Though Buhari inherited an economy in collapse, his actions to keep the value of the naira artificially low throughout 2016 only made matters worse, as the price of imports rose. With limited foreign reserves coming into Nigeria, Buhari then started dictating which businesses would receive foreign currency to import products. Though Buhari has attempted to boost domestic production in Nigeria, he has not yet put in place the kind of plan to develop the physical infrastructure of roads and bridges that could facilitate it. Meanwhile, the resulting combination of inflation and recession has made Nigerians more vulnerable to food and other shortages.

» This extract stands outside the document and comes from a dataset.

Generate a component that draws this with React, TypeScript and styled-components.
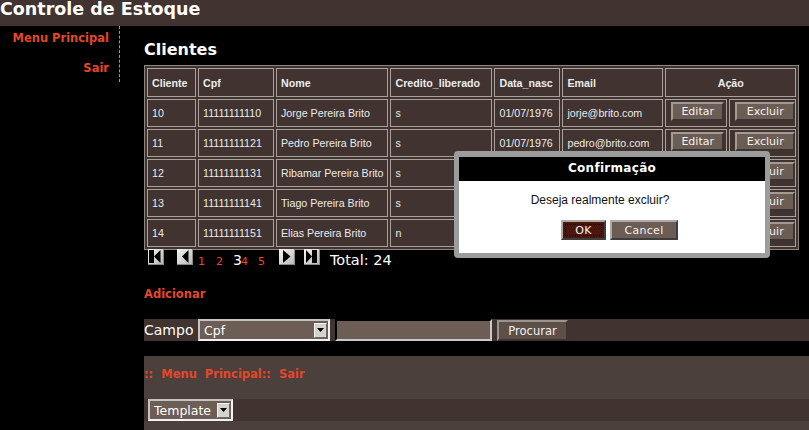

Critics also charge that Buhari is falling back on the same authoritarian tactics that characterized his short-lived government in 1984 and 1985. His risible ‘war on indifference’ in the 1980s attempted to root out Nigerian corruption and wean his country away from oil wealth, but the staggering depth of Buhari’s economic mismanagement ended with a military coup to oust him. It is probably too soon to call Buhari’s administration a failure — or even dismiss Buhari as an autocratic retread. But his first full year as Nigeria’s president was hardly a success, and it’s obviously not great news that he is now sidelined (perhaps for months) in London.

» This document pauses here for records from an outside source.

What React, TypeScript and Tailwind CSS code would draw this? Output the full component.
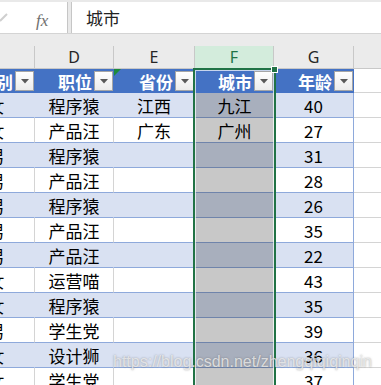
import React from "react";

type Row = { c: string; d: string; e?: string; f?: string; g: number };

const rows: Row[] = [
  { c: "女", d: "程序猿", e: "江西", f: "九江", g: 40 },
  { c: "女", d: "产品汪", e: "广东", f: "广州", g: 27 },
  { c: "男", d: "程序猿", g: 31 },
  { c: "男", d: "产品汪", g: 28 },
  { c: "男", d: "程序猿", g: 26 },
  { c: "男", d: "产品汪", g: 35 },
  { c: "男", d: "产品汪", g: 22 },
  { c: "女", d: "运营喵", g: 43 },
  { c: "女", d: "程序猿", g: 35 },
  { c: "男", d: "学生党", g: 39 },
  { c: "女", d: "设计狮", g: 36 },
  { c: "女", d: "学生党", g: 37 },
];

// small filter dropdown button in the table header
function FilterButton() {
  return (
    <div className="shrink-0 w-[19px] h-[20px] ml-[2px] mr-[1px] flex items-center justify-center border border-[#a6a6a6] bg-gradient-to-b from-white to-[#ececec]">
      <svg width="8" height="5" viewBox="0 0 8 5">
        <polygon points="0,0 8,0 4,4.5" fill="#595959" />
      </svg>
    </div>
  );
}

function HeaderCell({ label, width }: { label: string; width: string }) {
  return (
    <div className={`${width} shrink-0 h-full overflow-hidden flex items-center justify-end bg-[#4472c4]`}>
      <span className="whitespace-nowrap text-white font-bold text-[17px] leading-none">{label}</span>
      <FilterButton />
    </div>
  );
}

function DataRow({ r, band }: { r: Row; band: boolean }) {
  const fill = band ? "bg-[#d9e1f2]" : "bg-white";
  const vline = band ? "border-r-[#d9e1f2]" : "border-r-[#d4d4d4]";
  const selFill = band ? "bg-[#a8afbd]" : "bg-[#c8c8c8]";
  return (
    <div className="flex h-[25px] text-[17px] leading-none text-black">
      <div className={`w-[35px] shrink-0 overflow-hidden flex items-center border-r border-b border-b-[#8ea9db] ${vline} ${fill}`}>
        <div className="shrink-0 w-[80px] -ml-[44px] text-center">{r.c}</div>
      </div>
      <div className={`w-[79px] shrink-0 flex items-center justify-center border-r border-b border-b-[#8ea9db] ${vline} ${fill}`}>
        {r.d}
      </div>
      <div className={`w-[81px] shrink-0 flex items-center justify-center border-r border-b border-b-[#8ea9db] ${vline} ${fill}`}>
        {r.e}
      </div>
      <div className={`w-[79px] shrink-0 flex items-center justify-center border-b border-b-[#6f84ab] ${selFill}`}>
        {r.f}
      </div>
      <div className={`w-[80px] shrink-0 flex items-center justify-center border-r border-b border-b-[#8ea9db] border-r-[#8ea9db] ${fill}`}>
        {r.g}
      </div>
      <div className="flex-1 bg-white border-b border-[#d4d4d4]" />
    </div>
  );
}

export default function App() {
  return (
    <div className="relative w-[381px] h-[385px] overflow-hidden bg-white font-['Noto_Sans_CJK_SC',sans-serif]">
      {/* Formula bar */}
      <div className="flex h-[33px] bg-[#e9e9e9] pt-[2px]">
        <div className="relative w-[68px] shrink-0 bg-white border-r border-[#c6c6c6]">
          <svg className="absolute left-0 top-[10px]" width="8" height="10" viewBox="0 0 8 10">
            <line x1="0" y1="9" x2="7" y2="2" stroke="#cfcfcf" strokeWidth="2" />
          </svg>
          <span className="absolute left-[36px] top-[6px] italic text-[17px] text-[#6f6f6f] font-['Liberation_Serif',serif]">
            fx
          </span>
        </div>
        <div className="ml-[3px] flex-1 bg-white border-l border-[#c6c6c6] flex items-center pl-[14px] text-[17px] text-[#222]">
          城市
        </div>
      </div>

      {/* gap under formula bar */}
      <div className="h-[13px] bg-[#ebebeb] border-t border-[#d4d4d4]" />

      {/* Column letters */}
      <div className="flex h-[22px] bg-[#ebebeb] text-[16px] text-[#262626] font-['Noto_Sans',sans-serif] leading-none">
        <div className="w-[35px] shrink-0 border-r border-[#c8c8c8]" />
        <div className="w-[79px] shrink-0 border-r border-[#c8c8c8] flex items-center justify-center">D</div>
        <div className="w-[81px] shrink-0 border-r border-[#c8c8c8] flex items-center justify-center">E</div>
        <div className="w-[79px] shrink-0 border-r border-[#c8c8c8] flex items-center justify-center bg-[#d3ecdc] text-[#217346]">
          F
        </div>
        <div className="w-[80px] shrink-0 border-r border-[#c8c8c8] flex items-center justify-center">G</div>
        <div className="flex-1" />
      </div>

      {/* Table header row */}
      <div className="flex h-[25px] border-t border-[#c8c8c8]">
        <HeaderCell label="性别" width="w-[35px]" />
        <HeaderCell label="职位" width="w-[79px]" />
        <div className="relative">
          <HeaderCell label="省份" width="w-[81px]" />
          <svg className="absolute left-0 top-0" width="7" height="7" viewBox="0 0 7 7">
            <polygon points="0,0 7,0 0,7" fill="#1e8a3c" />
          </svg>
        </div>
        <HeaderCell label="城市" width="w-[79px]" />
        <HeaderCell label="年龄" width="w-[80px]" />
        <div className="flex-1 bg-white border-b border-[#d4d4d4]" />
      </div>

      {/* Data rows */}
      {rows.map((r, i) => (
        <DataRow key={i} r={r} band={i % 2 === 0} />
      ))}

      {/* Selection of column F */}
      <div className="absolute top-[68px] left-[193px] w-[83px] bottom-[-4px] border-2 border-[#217346]">
        <div className="absolute inset-0 border border-white/70" />
      </div>
      <div className="absolute top-[66px] left-[271px] w-[7px] h-[7px] bg-[#217346] border border-white" />

      {/* Watermark */}
      <div className="absolute left-[113px] top-[354px] whitespace-nowrap text-[16px] leading-none text-[#f0f0f0]/80 font-['Liberation_Sans',sans-serif] [text-shadow:0_0_2px_rgba(80,80,80,0.55)]">
        https://blog.csdn.net/zhengqiqiqinqin
      </div>
    </div>
  );
}
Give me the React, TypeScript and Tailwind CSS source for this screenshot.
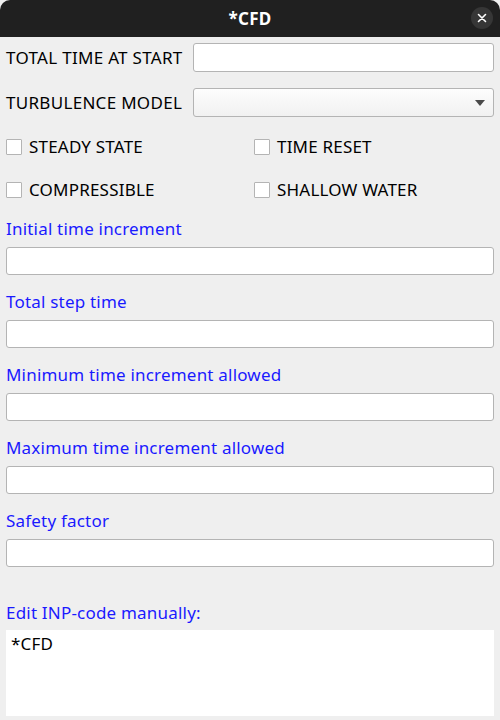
import React from "react";

const font = { fontFamily: '"Noto Sans", "Open Sans", sans-serif' };

function Field({ label }: { label: string }) {
  return (
    <div className="flex flex-col">
      <div className="h-[19px] whitespace-nowrap text-[17px] leading-[17px] tracking-[0.2px] text-[#1a1aff]">{label}</div>
      <div className="mt-[8px] h-[28px] rounded-[3px] border border-[#b4b4b4] bg-white" />
    </div>
  );
}

function Check({ label }: { label: string }) {
  return (
    <div className="flex h-[19px] items-center gap-[7px]">
      <div className="h-[16px] w-[16px] rounded-[1px] border border-[#b4b4b4] bg-white" />
      <span className="whitespace-nowrap text-[17px] leading-[17px] tracking-[0.2px] text-black">{label}</span>
    </div>
  );
}

export default function App() {
  return (
    <div className="flex h-[720px] w-[500px] flex-col overflow-hidden bg-[#efefef]" style={font}>
      <div className="relative flex h-[37px] shrink-0 items-center justify-center rounded-t-[10px] bg-[#202020]">
        <span className="text-[17px] font-bold tracking-[0.3px] text-white">*CFD</span>
        <div className="absolute right-[7px] top-[7px] flex h-[22px] w-[22px] items-center justify-center rounded-full bg-[#363636]">
          <svg width="10" height="10" viewBox="0 0 10 10">
            <path d="M1.5 1.5 L8.5 8.5 M8.5 1.5 L1.5 8.5" stroke="#ffffff" strokeWidth="1.6" strokeLinecap="round" />
          </svg>
        </div>
      </div>
      <div className="flex flex-1 flex-col px-[6px]">
        <div className="mt-[6px] flex h-[29px] items-center">
          <span className="w-[187px] whitespace-nowrap text-[17px] leading-[17px] tracking-[0.3px] text-black">TOTAL TIME AT START</span>
          <div className="h-[29px] flex-1 rounded-[3px] border border-[#b4b4b4] bg-white" />
        </div>
        <div className="mt-[16px] flex h-[29px] items-center">
          <span className="w-[187px] whitespace-nowrap text-[17px] leading-[17px] tracking-[0.3px] text-black">TURBULENCE MODEL</span>
          <div className="flex h-[29px] flex-1 items-center justify-end rounded-[3px] border border-[#b4b4b4] bg-gradient-to-b from-[#fdfdfd] to-[#f1f1f1] pr-[8px]">
            <svg width="10" height="6" viewBox="0 0 10 6">
              <path d="M0 0 L10 0 L5 6 Z" fill="#4a4a4a" />
            </svg>
          </div>
        </div>
        <div className="mt-[20px] grid grid-cols-[248px_1fr] gap-y-[24px]">
          <Check label="STEADY STATE" />
          <Check label="TIME RESET" />
          <Check label="COMPRESSIBLE" />
          <Check label="SHALLOW WATER" />
        </div>
        <div className="mt-[21px] flex flex-col gap-[18px]">
          <Field label="Initial time increment" />
          <Field label="Total step time" />
          <Field label="Minimum time increment allowed" />
          <Field label="Maximum time increment allowed" />
          <Field label="Safety factor" />
        </div>
        <div className="mt-[37px] h-[19px] whitespace-nowrap text-[17px] leading-[17px] tracking-[0.2px] text-[#1a1aff]">Edit INP-code manually:</div>
        <div className="mt-[7px] h-[86px] bg-white px-[5px] pt-[4px] text-[17px] leading-[19px] tracking-[0.2px] text-black">*CFD</div>
      </div>
    </div>
  );
}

In the 2000s, Buhari returned to politics as a committed democrat, and he ran for the presidency in 2015 on a similar anti-corruption theme rooted in his (chiefly legitimate) reputation as an honest ascetic who rebuffed the trappings of power and the graft that accompanies so much of Nigeria’s political patronage.As a northerner and a Muslim, Buhari’s campaign also carried the implicit promise that he could defuse tensions with Boko Haram. In practice, however, Buhari’s administration has chiefly prosecuted political opponents for corruption and not his supporters, and while Boko Haram’s attacks are on the decline, attacks by Fulani herdsman are growing with impunity.

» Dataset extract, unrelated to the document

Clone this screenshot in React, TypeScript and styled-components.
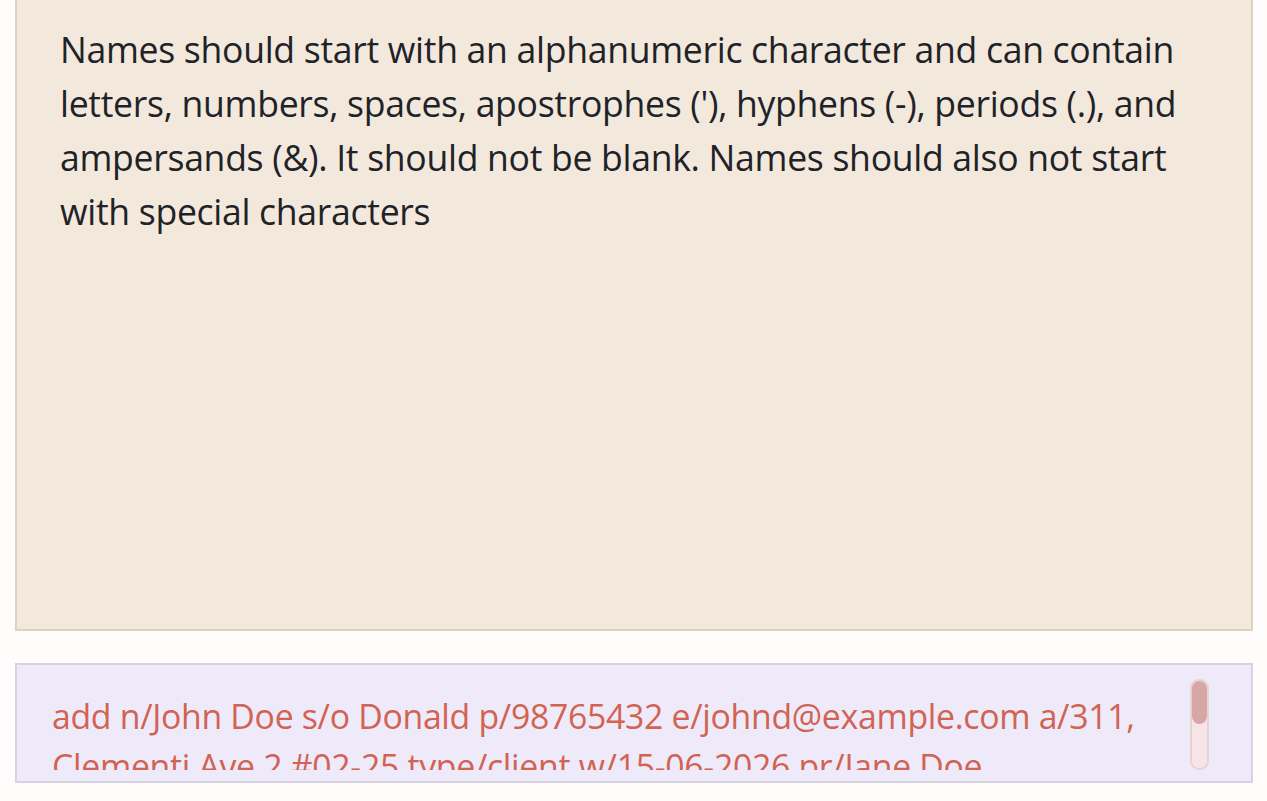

If Buhari were to die or become severely incapacitated, it is possible that Nigerial’s vice president, Yemi Osinbajo, could take power. Osinbajo was a relatively little-known law professor until he became involved with what was then the umbrella opposition movement, the All Progressives Congress (APC). Born in Lagos to a well-connected family, Osibjago studied law at the University of Lagos and the London School of Economics before holding several positions as a professor at the University of Lagos from 1979 until turning to politics in 2013, though he served in advisory role to the justice ministry from 1988 to 1992.